Dalam materinya, Adel—panggilan dari Anastalia Adelady—menjelaskan tentang tingginya permintaan akan ikan karang menyebabkan nelayan melakukan penangkapan secara terus menerus tanpa memerhatikan keberlanjutan perikanan dan menangkap ikan karang untuk semua ukuran ikan. Sekitar 15 tahun yang lalu ikan karang tidak memiliki nilai jual sehingga stoknya masih banyak tersedia di alam. Namun, seiring dengan perkembangan zaman permintaan pasar akan ikan karang sangat tinggi sehingga mendorong nelayan melakukan penangkapan secara terus menerus, baik dengan menggunakan alat tangkap pancing maupun secara destructive fishing. Kemudian Munawir—salah satu anggota tim Fisheries Science WWF-Indonesia—juga turut menambahkan bahwa nelayan masih banyak yang berpendapat bahwa ikan tidak akan pernah habis. Namun berdasarkan pengalaman, saat ini nelayan telah merasakan beberapa kondisi yang menjadi indikator status stok perikanan yang semakin menurun, seperti jumlah ikan yang ditangkap semakin sedikit, ukuran ikan yang ditangkap semakin kecil, dan jarak mencari ikan semakin jauh. Oleh karena itu, setelah pelatihan ini nelayan diharapkan dapat lebih bijak melakukan penangkapan dengan tidak menangkap ikan yang bertelur dan minimal menangkap ikan yang sudah pernah memijah, yaitu ukuran >600 gr untuk keberlanjutan perikanan di Wakatobi.

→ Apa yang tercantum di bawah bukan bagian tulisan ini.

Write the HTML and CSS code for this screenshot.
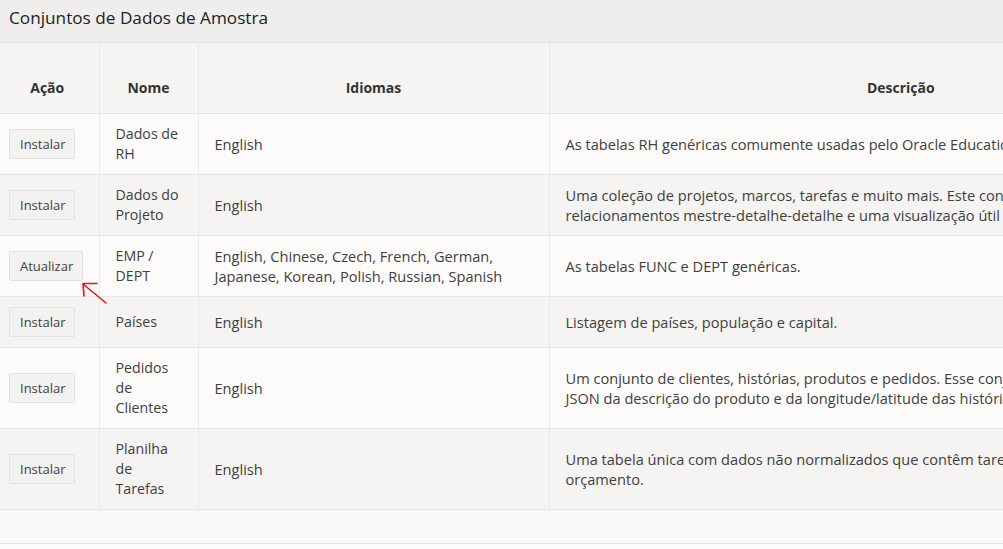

Kelompok Antapulo yang menjadi target dampingan WWF-Indonesia Program SESS ini merupakan kelompok yang tergabung dalam UD Pulau Mas, perusahaan yang menjadi anggota Seafood Savers (Kunjungi http://www.seafoodsavers.org/ untuk tahu informasi tentang bisnis perikanan yang berkelanjutan). Kelompok ini banyak memberikan kontribusi dalam penerapan perikanan berkelanjutan di Pulau Tomia dalam menerapkan hal ukuran tangkap minimal ikan karang. Selain itu, kelompok Antapulo juga berkontribusi sebagai anggota pengawas wilayah perairan terhadap nelayan yang melakukan illegal fishing
WWF-Indonesia Program SESS berkomitmen untuk mendukung pengelolaan perikanan melalui kegiatan pendampingan dan penguatan kelompok Antapulo, yang tertuang dalam penyusunan rencana kerja/workplan berdasarkan prinsip-prinsip Fisheries Improvement Program (FIP) dan melakukan pencatatan hasil tangkapan dengan logbook. Hal ini dilakukan sebagai langkah awal untuk membangun kerja sama dengan jaringan pasar yang saat ini mulai banyak meminta produk perikanan ramah lingkungan.